§ **AIM**
Retype the data that follows line by line, exactly, and leave its pictures out.
◇ ◇ ◇
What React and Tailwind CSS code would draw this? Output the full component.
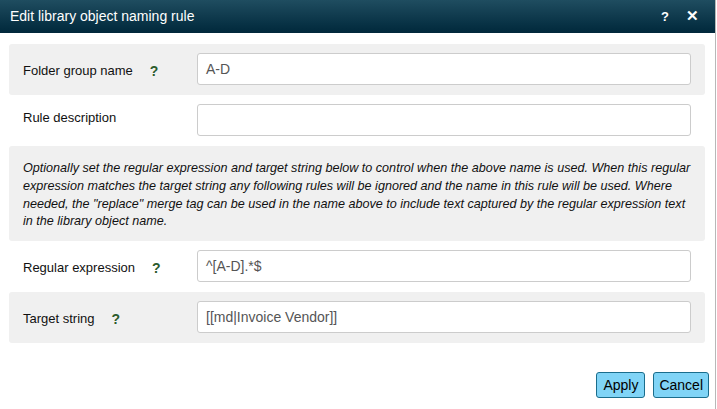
import React from "react";

function Help() {
  return (
    <span className="ml-[17px] text-[14px] font-bold text-[#2c5b2c] leading-none">?</span>
  );
}

function Field({ label, help, value, shaded, raised }) {
  return (
    <div
      className={`flex items-center px-[14px] pt-[9px] pb-[10px] rounded-[3px] ${
        shaded ? "bg-[#f0f0f0]" : ""
      }`}
    >
      <div
        className={`w-[174px] flex items-center text-[13px] text-[#111] ${
          raised ? "pb-[4px]" : "pt-[3px]"
        }`}
      >
        <span>{label}</span>
        {help && <Help />}
      </div>
      <div className="flex-1 h-[32px] bg-white border border-[#cccccc] rounded-[3px] flex items-center px-[8px] text-[14px] text-[#555]">
        {value}
      </div>
    </div>
  );
}

export default function App() {
  return (
    <div
      className="w-[716px] h-[409px] bg-white border-r border-[#b8b8b8] flex flex-col"
      style={{ fontFamily: '"Liberation Sans", Arial, sans-serif' }}
    >
      <div className="h-[33px] bg-gradient-to-b from-[#1f4d60] to-[#01283b] flex items-center justify-between pl-[10px] pr-[16px]">
        <span className="text-white text-[14px]">Edit library object naming rule</span>
        <div className="flex items-center gap-[17px] text-white font-bold">
          <span className="text-[13px]">?</span>
          <span className="text-[15px]">✕</span>
        </div>
      </div>
      <div className="px-[9px] pr-[10px] pt-[11px] flex flex-col">
        <Field label="Folder group name" help value="A-D" shaded />
        <Field label="Rule description" value="" raised />
        <div className="bg-[#f0f0f0] rounded-[3px] pl-[14px] pr-[10px] pt-[14px] pb-[10px] text-[12.6px] leading-[17.8px] italic text-[#111]">
          Optionally set the regular expression and target string below to control when the above name is used. When this regular expression matches the target string any following rules will be ignored and the name in this rule will be used. Where needed, the "replace" merge tag can be used in the name above to include text captured by the regular expression text in the library object name.
        </div>
        <Field label="Regular expression" help value="^[A-D].*$" />
        <Field label="Target string" help value="[[md|Invoice Vendor]]" shaded />
      </div>
      <div className="flex justify-end gap-[8px] pr-[6px] mt-[29px]">
        <button className="h-[26px] px-[6px] bg-[#80d4f6] border border-[#1a6d8c] rounded-[3px] text-[14px] text-black">
          Apply
        </button>
        <button className="h-[26px] px-[5px] bg-[#80d4f6] border border-[#1a6d8c] rounded-[3px] text-[14px] text-black">
          Cancel
        </button>
      </div>
    </div>
  );
}
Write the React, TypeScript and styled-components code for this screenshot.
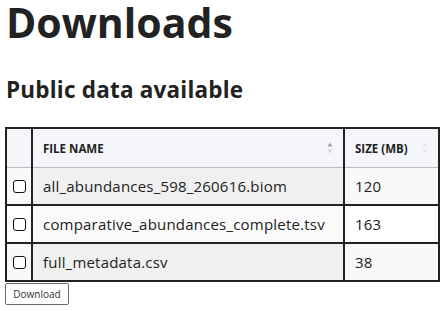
◇ ◇ ◇
§ **EXERCISE OUTPUT**
What React and Tailwind CSS code would draw this? Output the full component.
import React from "react";

function Help() {
  return (
    <span className="ml-[17px] text-[14px] font-bold text-[#2c5b2c] leading-none">?</span>
  );
}

function Field({ label, help, value, shaded, raised }) {
  return (
    <div
      className={`flex items-center px-[14px] pt-[9px] pb-[10px] rounded-[3px] ${
        shaded ? "bg-[#f0f0f0]" : ""
      }`}
    >
      <div
        className={`w-[174px] flex items-center text-[13px] text-[#111] ${
          raised ? "pb-[4px]" : "pt-[3px]"
        }`}
      >
        <span>{label}</span>
        {help && <Help />}
      </div>
      <div className="flex-1 h-[32px] bg-white border border-[#cccccc] rounded-[3px] flex items-center px-[8px] text-[14px] text-[#555]">
        {value}
      </div>
    </div>
  );
}

export default function App() {
  return (
    <div
      className="w-[716px] h-[409px] bg-white border-r border-[#b8b8b8] flex flex-col"
      style={{ fontFamily: '"Liberation Sans", Arial, sans-serif' }}
    >
      <div className="h-[33px] bg-gradient-to-b from-[#1f4d60] to-[#01283b] flex items-center justify-between pl-[10px] pr-[16px]">
        <span className="text-white text-[14px]">Edit library object naming rule</span>
        <div className="flex items-center gap-[17px] text-white font-bold">
          <span className="text-[13px]">?</span>
          <span className="text-[15px]">✕</span>
        </div>
      </div>
      <div className="px-[9px] pr-[10px] pt-[11px] flex flex-col">
        <Field label="Folder group name" help value="A-D" shaded />
        <Field label="Rule description" value="" raised />
        <div className="bg-[#f0f0f0] rounded-[3px] pl-[14px] pr-[10px] pt-[14px] pb-[10px] text-[12.6px] leading-[17.8px] italic text-[#111]">
          Optionally set the regular expression and target string below to control when the above name is used. When this regular expression matches the target string any following rules will be ignored and the name in this rule will be used. Where needed, the "replace" merge tag can be used in the name above to include text captured by the regular expression text in the library object name.
        </div>
        <Field label="Regular expression" help value="^[A-D].*$" />
        <Field label="Target string" help value="[[md|Invoice Vendor]]" shaded />
      </div>
      <div className="flex justify-end gap-[8px] pr-[6px] mt-[29px]">
        <button className="h-[26px] px-[6px] bg-[#80d4f6] border border-[#1a6d8c] rounded-[3px] text-[14px] text-black">
          Apply
        </button>
        <button className="h-[26px] px-[5px] bg-[#80d4f6] border border-[#1a6d8c] rounded-[3px] text-[14px] text-black">
          Cancel
        </button>
      </div>
    </div>
  );
}
Write the React, TypeScript and styled-components code for this screenshot.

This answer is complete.